▶ TASK OBJECTIVE: Repeat the records below exactly.
BEGIN TASK INPUT
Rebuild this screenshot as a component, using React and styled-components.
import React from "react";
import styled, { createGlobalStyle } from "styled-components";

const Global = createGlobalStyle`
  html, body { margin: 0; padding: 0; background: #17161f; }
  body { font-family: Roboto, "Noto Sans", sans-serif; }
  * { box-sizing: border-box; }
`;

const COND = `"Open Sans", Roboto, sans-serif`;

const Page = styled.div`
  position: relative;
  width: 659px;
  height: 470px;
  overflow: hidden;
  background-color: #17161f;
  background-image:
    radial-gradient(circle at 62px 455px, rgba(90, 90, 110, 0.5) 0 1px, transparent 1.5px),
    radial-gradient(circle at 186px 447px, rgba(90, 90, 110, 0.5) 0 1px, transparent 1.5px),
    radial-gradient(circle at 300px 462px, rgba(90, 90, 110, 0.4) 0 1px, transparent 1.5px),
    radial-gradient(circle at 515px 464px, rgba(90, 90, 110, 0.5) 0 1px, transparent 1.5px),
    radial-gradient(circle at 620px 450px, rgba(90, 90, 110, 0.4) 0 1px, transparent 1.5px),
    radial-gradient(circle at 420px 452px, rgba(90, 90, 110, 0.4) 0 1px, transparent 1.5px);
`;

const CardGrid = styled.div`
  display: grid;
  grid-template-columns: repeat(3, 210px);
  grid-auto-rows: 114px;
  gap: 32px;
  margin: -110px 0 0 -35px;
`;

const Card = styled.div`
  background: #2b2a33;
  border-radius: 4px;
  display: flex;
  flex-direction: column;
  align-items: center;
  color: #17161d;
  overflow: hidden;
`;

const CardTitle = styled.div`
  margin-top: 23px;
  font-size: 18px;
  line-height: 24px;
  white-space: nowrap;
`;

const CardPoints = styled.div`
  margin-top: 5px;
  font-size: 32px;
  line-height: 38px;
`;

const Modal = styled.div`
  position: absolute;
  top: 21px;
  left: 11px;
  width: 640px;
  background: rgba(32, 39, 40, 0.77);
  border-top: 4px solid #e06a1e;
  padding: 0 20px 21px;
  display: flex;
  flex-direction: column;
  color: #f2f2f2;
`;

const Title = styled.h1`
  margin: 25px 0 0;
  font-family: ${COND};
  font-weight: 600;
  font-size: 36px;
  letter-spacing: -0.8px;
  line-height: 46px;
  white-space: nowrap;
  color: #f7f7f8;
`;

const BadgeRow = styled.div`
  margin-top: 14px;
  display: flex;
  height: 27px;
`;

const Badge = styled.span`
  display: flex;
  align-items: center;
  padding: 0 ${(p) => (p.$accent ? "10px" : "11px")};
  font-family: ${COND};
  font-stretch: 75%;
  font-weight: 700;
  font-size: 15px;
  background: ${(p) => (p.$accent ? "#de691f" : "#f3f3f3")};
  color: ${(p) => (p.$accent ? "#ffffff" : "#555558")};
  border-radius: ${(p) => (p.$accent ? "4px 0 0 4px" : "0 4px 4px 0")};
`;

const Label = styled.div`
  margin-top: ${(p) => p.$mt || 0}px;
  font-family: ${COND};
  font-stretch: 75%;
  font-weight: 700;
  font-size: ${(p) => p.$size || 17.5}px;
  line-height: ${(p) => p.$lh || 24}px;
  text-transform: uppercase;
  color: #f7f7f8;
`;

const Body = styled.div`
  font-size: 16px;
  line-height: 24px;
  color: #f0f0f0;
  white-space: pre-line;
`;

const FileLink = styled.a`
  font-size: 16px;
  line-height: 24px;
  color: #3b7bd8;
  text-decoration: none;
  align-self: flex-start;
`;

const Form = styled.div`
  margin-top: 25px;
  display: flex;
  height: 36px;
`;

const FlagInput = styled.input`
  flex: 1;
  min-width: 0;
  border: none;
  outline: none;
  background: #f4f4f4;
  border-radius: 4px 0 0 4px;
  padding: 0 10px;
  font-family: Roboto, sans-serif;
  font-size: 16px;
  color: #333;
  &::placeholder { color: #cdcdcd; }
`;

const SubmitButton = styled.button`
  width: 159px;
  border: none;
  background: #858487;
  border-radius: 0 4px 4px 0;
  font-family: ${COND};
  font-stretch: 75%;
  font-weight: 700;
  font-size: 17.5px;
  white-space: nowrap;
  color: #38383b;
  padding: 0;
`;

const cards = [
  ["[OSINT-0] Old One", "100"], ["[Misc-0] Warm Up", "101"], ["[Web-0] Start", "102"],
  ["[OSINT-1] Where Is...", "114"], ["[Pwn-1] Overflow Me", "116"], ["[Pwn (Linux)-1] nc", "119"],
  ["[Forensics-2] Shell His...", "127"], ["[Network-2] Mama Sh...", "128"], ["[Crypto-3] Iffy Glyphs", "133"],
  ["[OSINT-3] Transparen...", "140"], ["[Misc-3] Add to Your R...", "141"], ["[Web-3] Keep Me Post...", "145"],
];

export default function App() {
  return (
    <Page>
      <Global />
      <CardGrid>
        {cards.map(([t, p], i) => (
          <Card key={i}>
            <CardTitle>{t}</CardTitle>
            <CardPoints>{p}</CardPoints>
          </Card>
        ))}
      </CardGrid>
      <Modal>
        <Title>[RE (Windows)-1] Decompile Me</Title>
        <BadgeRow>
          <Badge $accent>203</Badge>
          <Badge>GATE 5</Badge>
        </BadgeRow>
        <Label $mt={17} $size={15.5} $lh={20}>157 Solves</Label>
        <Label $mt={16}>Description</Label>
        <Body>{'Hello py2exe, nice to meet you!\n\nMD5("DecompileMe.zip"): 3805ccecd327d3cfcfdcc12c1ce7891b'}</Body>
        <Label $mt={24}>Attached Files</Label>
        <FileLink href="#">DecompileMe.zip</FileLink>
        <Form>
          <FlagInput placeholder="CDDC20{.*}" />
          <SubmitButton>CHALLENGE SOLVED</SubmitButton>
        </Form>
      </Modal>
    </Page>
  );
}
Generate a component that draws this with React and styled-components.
END TASK INPUT
▶ RIGHT ANSWER:
Rebuild this screenshot as a component, using React and styled-components.
import React from "react";
import styled, { createGlobalStyle } from "styled-components";

const Global = createGlobalStyle`
  html, body { margin: 0; padding: 0; background: #17161f; }
  body { font-family: Roboto, "Noto Sans", sans-serif; }
  * { box-sizing: border-box; }
`;

const COND = `"Open Sans", Roboto, sans-serif`;

const Page = styled.div`
  position: relative;
  width: 659px;
  height: 470px;
  overflow: hidden;
  background-color: #17161f;
  background-image:
    radial-gradient(circle at 62px 455px, rgba(90, 90, 110, 0.5) 0 1px, transparent 1.5px),
    radial-gradient(circle at 186px 447px, rgba(90, 90, 110, 0.5) 0 1px, transparent 1.5px),
    radial-gradient(circle at 300px 462px, rgba(90, 90, 110, 0.4) 0 1px, transparent 1.5px),
    radial-gradient(circle at 515px 464px, rgba(90, 90, 110, 0.5) 0 1px, transparent 1.5px),
    radial-gradient(circle at 620px 450px, rgba(90, 90, 110, 0.4) 0 1px, transparent 1.5px),
    radial-gradient(circle at 420px 452px, rgba(90, 90, 110, 0.4) 0 1px, transparent 1.5px);
`;

const CardGrid = styled.div`
  display: grid;
  grid-template-columns: repeat(3, 210px);
  grid-auto-rows: 114px;
  gap: 32px;
  margin: -110px 0 0 -35px;
`;

const Card = styled.div`
  background: #2b2a33;
  border-radius: 4px;
  display: flex;
  flex-direction: column;
  align-items: center;
  color: #17161d;
  overflow: hidden;
`;

const CardTitle = styled.div`
  margin-top: 23px;
  font-size: 18px;
  line-height: 24px;
  white-space: nowrap;
`;

const CardPoints = styled.div`
  margin-top: 5px;
  font-size: 32px;
  line-height: 38px;
`;

const Modal = styled.div`
  position: absolute;
  top: 21px;
  left: 11px;
  width: 640px;
  background: rgba(32, 39, 40, 0.77);
  border-top: 4px solid #e06a1e;
  padding: 0 20px 21px;
  display: flex;
  flex-direction: column;
  color: #f2f2f2;
`;

const Title = styled.h1`
  margin: 25px 0 0;
  font-family: ${COND};
  font-weight: 600;
  font-size: 36px;
  letter-spacing: -0.8px;
  line-height: 46px;
  white-space: nowrap;
  color: #f7f7f8;
`;

const BadgeRow = styled.div`
  margin-top: 14px;
  display: flex;
  height: 27px;
`;

const Badge = styled.span`
  display: flex;
  align-items: center;
  padding: 0 ${(p) => (p.$accent ? "10px" : "11px")};
  font-family: ${COND};
  font-stretch: 75%;
  font-weight: 700;
  font-size: 15px;
  background: ${(p) => (p.$accent ? "#de691f" : "#f3f3f3")};
  color: ${(p) => (p.$accent ? "#ffffff" : "#555558")};
  border-radius: ${(p) => (p.$accent ? "4px 0 0 4px" : "0 4px 4px 0")};
`;

const Label = styled.div`
  margin-top: ${(p) => p.$mt || 0}px;
  font-family: ${COND};
  font-stretch: 75%;
  font-weight: 700;
  font-size: ${(p) => p.$size || 17.5}px;
  line-height: ${(p) => p.$lh || 24}px;
  text-transform: uppercase;
  color: #f7f7f8;
`;

const Body = styled.div`
  font-size: 16px;
  line-height: 24px;
  color: #f0f0f0;
  white-space: pre-line;
`;

const FileLink = styled.a`
  font-size: 16px;
  line-height: 24px;
  color: #3b7bd8;
  text-decoration: none;
  align-self: flex-start;
`;

const Form = styled.div`
  margin-top: 25px;
  display: flex;
  height: 36px;
`;

const FlagInput = styled.input`
  flex: 1;
  min-width: 0;
  border: none;
  outline: none;
  background: #f4f4f4;
  border-radius: 4px 0 0 4px;
  padding: 0 10px;
  font-family: Roboto, sans-serif;
  font-size: 16px;
  color: #333;
  &::placeholder { color: #cdcdcd; }
`;

const SubmitButton = styled.button`
  width: 159px;
  border: none;
  background: #858487;
  border-radius: 0 4px 4px 0;
  font-family: ${COND};
  font-stretch: 75%;
  font-weight: 700;
  font-size: 17.5px;
  white-space: nowrap;
  color: #38383b;
  padding: 0;
`;

const cards = [
  ["[OSINT-0] Old One", "100"], ["[Misc-0] Warm Up", "101"], ["[Web-0] Start", "102"],
  ["[OSINT-1] Where Is...", "114"], ["[Pwn-1] Overflow Me", "116"], ["[Pwn (Linux)-1] nc", "119"],
  ["[Forensics-2] Shell His...", "127"], ["[Network-2] Mama Sh...", "128"], ["[Crypto-3] Iffy Glyphs", "133"],
  ["[OSINT-3] Transparen...", "140"], ["[Misc-3] Add to Your R...", "141"], ["[Web-3] Keep Me Post...", "145"],
];

export default function App() {
  return (
    <Page>
      <Global />
      <CardGrid>
        {cards.map(([t, p], i) => (
          <Card key={i}>
            <CardTitle>{t}</CardTitle>
            <CardPoints>{p}</CardPoints>
          </Card>
        ))}
      </CardGrid>
      <Modal>
        <Title>[RE (Windows)-1] Decompile Me</Title>
        <BadgeRow>
          <Badge $accent>203</Badge>
          <Badge>GATE 5</Badge>
        </BadgeRow>
        <Label $mt={17} $size={15.5} $lh={20}>157 Solves</Label>
        <Label $mt={16}>Description</Label>
        <Body>{'Hello py2exe, nice to meet you!\n\nMD5("DecompileMe.zip"): 3805ccecd327d3cfcfdcc12c1ce7891b'}</Body>
        <Label $mt={24}>Attached Files</Label>
        <FileLink href="#">DecompileMe.zip</FileLink>
        <Form>
          <FlagInput placeholder="CDDC20{.*}" />
          <SubmitButton>CHALLENGE SOLVED</SubmitButton>
        </Form>
      </Modal>
    </Page>
  );
}
Generate a component that draws this with React and styled-components.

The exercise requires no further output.